"Jammer-Jüttner" chancenlos "Wackel-Wulff" oben auf
21.01.2008, 08:16 UhrLustlos und träge plätschert der Wahlkampf vor sich hin. Es scheint, als habe Niedersachsens Opposition angesichts kontinuierlich guter Umfragewerte für Ministerpräsident Christian Wulff (CDU) und seine schwarz-gelbe Koalition schon Wochen vor der Entscheidung am 27. Januar das Handtuch geworfen. Zwar wird SPD-Spitzenkandidat Wolfgang Jüttner nicht müde, die Zuverlässigkeit der Prognosen in Zweifel zu ziehen und auf die Mobilisierung der Wähler in letzter Sekunde zu setzen. Doch anders als in Hessen, wo Ministerpräsident Roland Koch (CDU) in der Wählergunst immer weiter verliert und ein Regierungswechsel möglich scheint, wirken die Verhältnisse in Niedersachsen wie zementiert.
Schwarz-gelb eingetütet
Stimmenverluste drohen nach der jüngsten ARD-Umfrage zwar auch der niedersächsischen CDU, doch mit prognostizierten 51 Prozent scheint die schwarz-gelbe Mehrheit an der Leine auch für die kommende Wahlperiode gesichert zu sein. Die rot-grüne Opposition liegt satte zehn Punkte zurück. Für Überraschung könnte allenfalls die Linke sorgen, der die Meinungsforscher wenige Tage vor der Wahl mit fünf Prozent erstmals den Einzug in den Landtag voraussagen. Anders als in Wiesbaden aber würde in Hannover selbst eine rot-rot-grüne Koalition den Prognosen nach keine Mehrheit zustandebringen. Eine Zusammenarbeit hatte Jüttner zudem vehement ausgeschlossen.
Während der von Koch entfachte Streit um schärfere Jugendstrafen seit Wochen die Schlagzeilen beherrscht, präsentiert sich Wulff mit landesväterlicher Gelassenheit: ruhig, besonnen, kompromissbereit - aus Sicht der Opposition jedoch auch ohne Profil. Es scheint, als wollten die CDU-Wahlkampfstrategen jede Polarisierung vermeiden. Wulff versuche den Eindruck zu erwecken, er könne es allen recht machen, empört sich Niedersachsens Grünen-Fraktionschef Stefan Wenzel. "Das personifizierte Null-zu-Null", urteilt SPD-Parteichef Kurt Beck. Seine Kehrtwende beim Rauchverbot hatte dem CDU-Vize in SPD-Kreisen auch den Spitznamen "Wackel-Wulff" eingebracht. "Jammer- Jüttner", kontert der Ministerpräsident. "Wir müssen nicht jeden Tag eine neue Sau durchs Dorf treiben", sagt ein CDU-Parteisprecher. Die schwarz-gelbe Bilanz spreche für sich.

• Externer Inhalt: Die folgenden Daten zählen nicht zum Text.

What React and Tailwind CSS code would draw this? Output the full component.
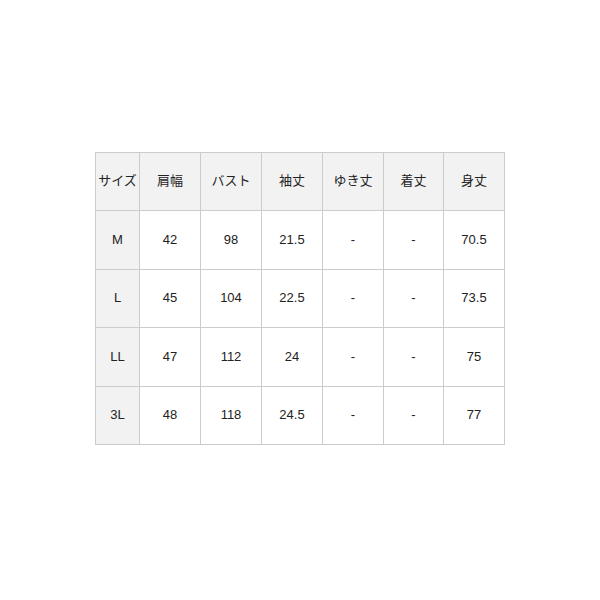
import React from "react";

const head = ["サイズ", "肩幅", "バスト", "袖丈", "ゆき丈", "着丈", "身丈"];
const rows = [
  ["M", "42", "98", "21.5", "-", "-", "70.5"],
  ["L", "45", "104", "22.5", "-", "-", "73.5"],
  ["LL", "47", "112", "24", "-", "-", "75"],
  ["3L", "48", "118", "24.5", "-", "-", "77"],
];

export default function App() {
  return (
    <div
      className="flex h-[600px] w-[600px] items-center justify-center bg-white pb-1 text-[13px] text-[#222]"
      style={{ fontFamily: '"Liberation Sans", "Noto Sans CJK JP", sans-serif' }}
    >
      <div className="grid grid-cols-[43px_60px_60px_60px_60px_59px_60px] grid-rows-[57px_58px_57px_58px_57px] gap-px border border-[#cccccc] bg-[#cccccc]">
        {head.map((h) => (
          <div key={h} className="flex items-center justify-center bg-[#f2f2f2]">
            {h}
          </div>
        ))}
        {rows.map((r) =>
          r.map((c, i) => (
            <div
              key={r[0] + i}
              className={
                i === 0
                  ? "flex items-center justify-center bg-[#f2f2f2]"
                  : "flex items-center justify-center bg-white"
              }
            >
              {c}
            </div>
          ))
        )}
      </div>
    </div>
  );
}
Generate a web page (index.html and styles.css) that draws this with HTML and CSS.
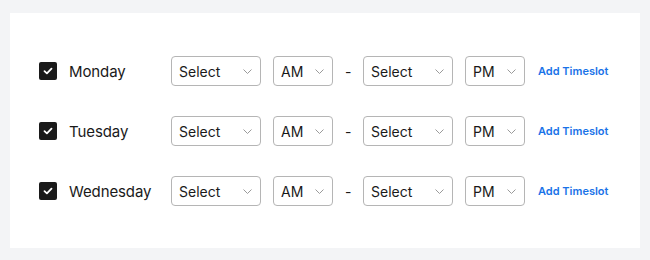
FILE: index.html
```html
<!DOCTYPE html>
<html lang="en">
<head>
    <meta charset="UTF-8">
    <meta name="viewport" content="width=device-width, initial-scale=1.0">
    <title>Availability</title>
    <link rel="stylesheet" href="styles.css">
</head>
<body>
    <div class="card">
        <!-- Monday -->
        <div class="day-row">
            <span class="check">
                <svg width="10" height="8" viewBox="0 0 10 8"><path d="M1.5 4.2 L3.9 6.4 L8.5 1.6" fill="none" stroke="#fff" stroke-width="1.8" stroke-linecap="round" stroke-linejoin="round"/></svg>
            </span>
            <span class="day">Monday</span>
            <div class="select-wrap wide">
                <select><option>Select</option></select>
                <svg class="chev" width="9" height="5" viewBox="0 0 9 5"><path d="M0.5 0.5 L4.5 4.5 L8.5 0.5" fill="none" stroke="#9a9a9a" stroke-width="1"/></svg>
            </div>
            <div class="select-wrap narrow">
                <select><option>AM</option><option>PM</option></select>
                <svg class="chev" width="9" height="5" viewBox="0 0 9 5"><path d="M0.5 0.5 L4.5 4.5 L8.5 0.5" fill="none" stroke="#9a9a9a" stroke-width="1"/></svg>
            </div>
            <span class="dash">-</span>
            <div class="select-wrap wide">
                <select><option>Select</option></select>
                <svg class="chev" width="9" height="5" viewBox="0 0 9 5"><path d="M0.5 0.5 L4.5 4.5 L8.5 0.5" fill="none" stroke="#9a9a9a" stroke-width="1"/></svg>
            </div>
            <div class="select-wrap narrow">
                <select><option>PM</option><option>AM</option></select>
                <svg class="chev" width="9" height="5" viewBox="0 0 9 5"><path d="M0.5 0.5 L4.5 4.5 L8.5 0.5" fill="none" stroke="#9a9a9a" stroke-width="1"/></svg>
            </div>
            <a href="#" class="add-link">Add Timeslot</a>
        </div>

        <!-- Tuesday -->
        <div class="day-row">
            <span class="check">
                <svg width="10" height="8" viewBox="0 0 10 8"><path d="M1.5 4.2 L3.9 6.4 L8.5 1.6" fill="none" stroke="#fff" stroke-width="1.8" stroke-linecap="round" stroke-linejoin="round"/></svg>
            </span>
            <span class="day">Tuesday</span>
            <div class="select-wrap wide">
                <select><option>Select</option></select>
                <svg class="chev" width="9" height="5" viewBox="0 0 9 5"><path d="M0.5 0.5 L4.5 4.5 L8.5 0.5" fill="none" stroke="#9a9a9a" stroke-width="1"/></svg>
            </div>
            <div class="select-wrap narrow">
                <select><option>AM</option><option>PM</option></select>
                <svg class="chev" width="9" height="5" viewBox="0 0 9 5"><path d="M0.5 0.5 L4.5 4.5 L8.5 0.5" fill="none" stroke="#9a9a9a" stroke-width="1"/></svg>
            </div>
            <span class="dash">-</span>
            <div class="select-wrap wide">
                <select><option>Select</option></select>
                <svg class="chev" width="9" height="5" viewBox="0 0 9 5"><path d="M0.5 0.5 L4.5 4.5 L8.5 0.5" fill="none" stroke="#9a9a9a" stroke-width="1"/></svg>
            </div>
            <div class="select-wrap narrow">
                <select><option>PM</option><option>AM</option></select>
                <svg class="chev" width="9" height="5" viewBox="0 0 9 5"><path d="M0.5 0.5 L4.5 4.5 L8.5 0.5" fill="none" stroke="#9a9a9a" stroke-width="1"/></svg>
            </div>
            <a href="#" class="add-link">Add Timeslot</a>
        </div>

        <!-- Wednesday -->
        <div class="day-row">
            <span class="check">
                <svg width="10" height="8" viewBox="0 0 10 8"><path d="M1.5 4.2 L3.9 6.4 L8.5 1.6" fill="none" stroke="#fff" stroke-width="1.8" stroke-linecap="round" stroke-linejoin="round"/></svg>
            </span>
            <span class="day">Wednesday</span>
            <div class="select-wrap wide">
                <select><option>Select</option></select>
                <svg class="chev" width="9" height="5" viewBox="0 0 9 5"><path d="M0.5 0.5 L4.5 4.5 L8.5 0.5" fill="none" stroke="#9a9a9a" stroke-width="1"/></svg>
            </div>
            <div class="select-wrap narrow">
                <select><option>AM</option><option>PM</option></select>
                <svg class="chev" width="9" height="5" viewBox="0 0 9 5"><path d="M0.5 0.5 L4.5 4.5 L8.5 0.5" fill="none" stroke="#9a9a9a" stroke-width="1"/></svg>
            </div>
            <span class="dash">-</span>
            <div class="select-wrap wide">
                <select><option>Select</option></select>
                <svg class="chev" width="9" height="5" viewBox="0 0 9 5"><path d="M0.5 0.5 L4.5 4.5 L8.5 0.5" fill="none" stroke="#9a9a9a" stroke-width="1"/></svg>
            </div>
            <div class="select-wrap narrow">
                <select><option>PM</option><option>AM</option></select>
                <svg class="chev" width="9" height="5" viewBox="0 0 9 5"><path d="M0.5 0.5 L4.5 4.5 L8.5 0.5" fill="none" stroke="#9a9a9a" stroke-width="1"/></svg>
            </div>
            <a href="#" class="add-link">Add Timeslot</a>
        </div>
    </div>
</body>
</html>
```

FILE: styles.css
```css
body {
    margin: 0;
    padding: 13px 10px;
    background: #f3f4f6;
    font-family: Inter, "Liberation Sans", sans-serif;
    color: #1a1a1a;
}
.card {
    background: #fff;
    padding: 43px 29px 42px;
    display: flex;
    flex-direction: column;
    gap: 30px;
}
.day-row {
    display: flex;
    align-items: center;
    gap: 12px;
    height: 30px;
}
.check {
    width: 18px;
    height: 18px;
    border-radius: 2px;
    background: #1a1a1a;
    display: flex;
    align-items: center;
    justify-content: center;
    flex-shrink: 0;
}
.day {
    width: 90px;
    font-size: 15px;
    letter-spacing: -0.1px;
}
.select-wrap {
    position: relative;
    height: 30px;
}
.select-wrap.wide {
    width: 90px;
}
.select-wrap.narrow {
    width: 60px;
}
.select-wrap select {
    appearance: none;
    -webkit-appearance: none;
    width: 100%;
    height: 100%;
    box-sizing: border-box;
    border: 1px solid #b5b5b5;
    border-radius: 4px;
    background: #fff;
    padding: 0 0 0 7px;
    font-family: inherit;
    font-size: 14px;
    color: #1a1a1a;
}
.chev {
    position: absolute;
    right: 9px;
    top: 13px;
    pointer-events: none;
}
.dash {
    width: 6px;
    font-size: 14px;
    text-align: center;
}
.add-link {
    margin-left: 1px;
    font-size: 11px;
    font-weight: 600;
    color: #1a73e8;
    text-decoration: none;
}
```
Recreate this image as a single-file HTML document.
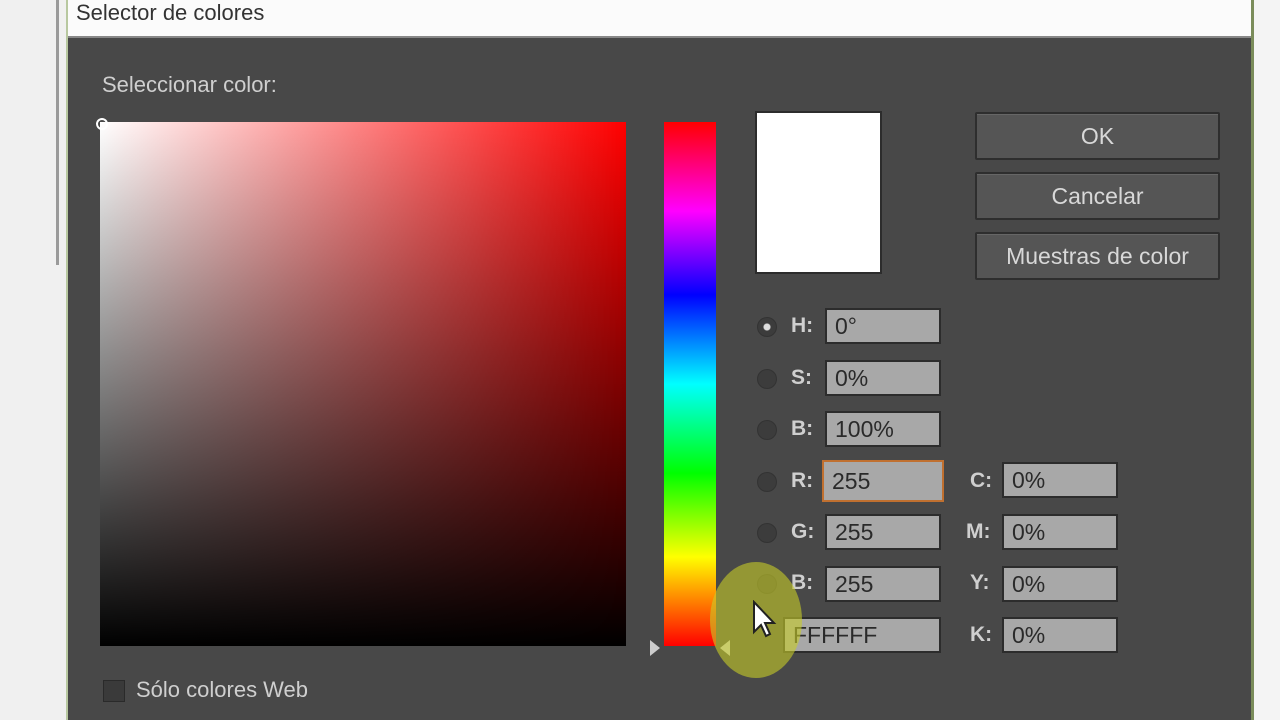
<!DOCTYPE html>
<html><head><meta charset="utf-8"><style>
*{margin:0;padding:0;box-sizing:border-box}
body{width:1280px;height:720px;overflow:hidden;background:#484848;font-family:"Liberation Sans",sans-serif;position:relative}
.abs{position:absolute}
.lbl{color:#cfcfcf;font-size:21px;position:absolute;font-weight:bold}
.inp{position:absolute;background:#a8a8a8;border:2px solid #2c2c2c;color:#2a2a2a;font-size:23px;padding-left:8px;line-height:32px;height:36px}
.btn{position:absolute;background:#555;border:2px solid #2e2e2e;color:#d8d8d8;font-size:23px;text-align:center;line-height:44px;height:48px;border-radius:2px;box-shadow:inset 0 1px 0 #666}
.rad{position:absolute;width:20px;height:20px;border-radius:50%;background:#3c3c3c;border:1px solid #333}
</style></head><body>
<div class="abs" style="left:0;top:0;width:68px;height:720px;background:#f0f0f0"></div>
<div class="abs" style="left:56px;top:0;width:3px;height:265px;background:#9a9a9a"></div>
<div class="abs" style="left:66px;top:0;width:2px;height:720px;background:#b8c8a0"></div>
<div class="abs" style="left:68px;top:0;width:1187px;height:38px;background:#fbfbfb;border-bottom:2px solid #888"></div>
<div class="abs" style="left:76px;top:0;font-size:22px;color:#333">Selector de colores</div>
<div class="abs" style="left:1251px;top:0;width:3px;height:720px;background:#7a8c5a"></div>
<div class="abs" style="left:1254px;top:0;width:26px;height:720px;background:#f4f4f4"></div>
<div class="lbl" style="left:102px;top:72px;font-size:22px;font-weight:normal">Seleccionar color:</div>
<div class="abs" style="left:100px;top:122px;width:526px;height:524px;background:linear-gradient(to bottom,rgba(0,0,0,0),#000),linear-gradient(to right,#fff,#f00)"></div>
<div class="abs" style="left:96px;top:118px;width:12px;height:12px;border:2px solid #fff;border-radius:50%"></div>
<div class="abs" style="left:664px;top:122px;width:52px;height:524px;background:linear-gradient(to bottom,#f00 0%,#f0f 17%,#00f 33%,#0ff 50%,#0f0 67%,#ff0 83%,#f00 100%)"></div>
<div class="abs" style="left:650px;top:640px;width:0;height:0;border-left:10px solid #ccc;border-top:8px solid transparent;border-bottom:8px solid transparent"></div>
<div class="abs" style="left:720px;top:640px;width:0;height:0;border-right:10px solid #ccc;border-top:8px solid transparent;border-bottom:8px solid transparent"></div>
<div class="abs" style="left:755px;top:111px;width:127px;height:163px;background:#fff;border:2px solid #2c2c2c"></div>
<div class="btn" style="left:975px;top:112px;width:245px">OK</div>
<div class="btn" style="left:975px;top:172px;width:245px">Cancelar</div>
<div class="btn" style="left:975px;top:232px;width:245px">Muestras de color</div>
<div class="rad" style="left:757px;top:317px;background:radial-gradient(circle,#ddd 0 3px,#3c3c3c 4px)"></div>
<div class="rad" style="left:757px;top:369px"></div>
<div class="rad" style="left:757px;top:420px"></div>
<div class="rad" style="left:757px;top:472px"></div>
<div class="rad" style="left:757px;top:523px"></div>
<div class="rad" style="left:757px;top:574px"></div>
<div class="lbl" style="left:791px;top:314px">H:</div>
<div class="lbl" style="left:791px;top:366px">S:</div>
<div class="lbl" style="left:791px;top:417px">B:</div>
<div class="lbl" style="left:791px;top:469px">R:</div>
<div class="lbl" style="left:791px;top:520px">G:</div>
<div class="lbl" style="left:791px;top:571px">B:</div>
<div class="inp" style="left:825px;top:308px;width:116px">0°</div>
<div class="inp" style="left:825px;top:360px;width:116px">0%</div>
<div class="inp" style="left:825px;top:411px;width:116px">100%</div>
<div class="inp" style="left:822px;top:460px;width:122px;height:42px;border-color:#c07030;line-height:38px">255</div>
<div class="inp" style="left:825px;top:514px;width:116px">255</div>
<div class="inp" style="left:825px;top:566px;width:116px">255</div>
<div class="inp" style="left:783px;top:617px;width:158px">FFFFFF</div>
<div class="lbl" style="left:970px;top:469px">C:</div>
<div class="lbl" style="left:966px;top:520px">M:</div>
<div class="lbl" style="left:970px;top:571px">Y:</div>
<div class="lbl" style="left:970px;top:623px">K:</div>
<div class="inp" style="left:1002px;top:462px;width:116px">0%</div>
<div class="inp" style="left:1002px;top:514px;width:116px">0%</div>
<div class="inp" style="left:1002px;top:566px;width:116px">0%</div>
<div class="inp" style="left:1002px;top:617px;width:116px">0%</div>
<div class="abs" style="left:710px;top:562px;width:92px;height:116px;border-radius:50%;background:rgba(200,205,40,0.6)"></div>
<svg class="abs" style="left:752px;top:600px" width="26" height="40" viewBox="0 0 26 40"><path d="M2 2 L2 32 L9 25 L14 36 L18 34 L13 23 L22 23 Z" fill="#fff" stroke="#222" stroke-width="2"/></svg>
<div class="abs" style="left:103px;top:680px;width:22px;height:22px;background:#3a3a3a;border:1px solid #2a2a2a"></div>
<div class="lbl" style="left:136px;top:677px;font-size:22px;font-weight:normal">Sólo colores Web</div>
</body></html>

Eigentor für Niedersachsens SPD
So sehr es dem niedersächsischen Wahlkampf an inhaltlicher Brisanz mangelt, so hoch schlugen die Wellen, als Jüttner nebst Gattin in einem Interview unlängst das Privatleben des Amtsinhabers aufs Korn nahm. Nach 25 gemeinsamen Jahren hatte Wulff sich Mitte 2006 von seiner Ehefrau getrennt und die neue Lebensgefährtin schon bald darauf in der Öffentlichkeit präsentiert. Das gemeinsame Baby soll im Sommer zur Welt kommen. Neun Jahre zuvor hatte Wulff das Liebesleben seines Amtsvorgängers und heutigen Ex-Bundeskanzlers Gerhard Schröder (SPD) öffentlich kritisiert, nachdem der sich gerade von Ehefrau Hiltrud getrennt hatte. "Wer im Glashaus sitzt, sollte nicht mit Steinen werfen", sagt Jüttner nun. Wulff müsse "vor der eigenen Haustür kehren".
"Schmutzkampagne" empören sich die Getreuen des Regierungschefs, das Interview des Herausforderers sei eine Verzweiflungstat. "Jüttner ist am Ende", sagt CDU-Generalsekretär Ulf Thiele. Dass der 59 Jahre alte SPD-Spitzenkandidat einen strategischen Fehler gemacht haben könnte, ahnt indes nicht nur der politische Gegner. Mit seinem persönlichen Angriff auf den medienwirksamen und bundesweit populären Amtsinhaber habe Jüttner wohl "ein Eigentor geschossen", vermutet der hannoversche Kommunikationsprofessor Helmut Scherer. Denn seine Kritik ziele auf eine eher konservative Klientel, bei der er ohnehin nichts gewinnen könne.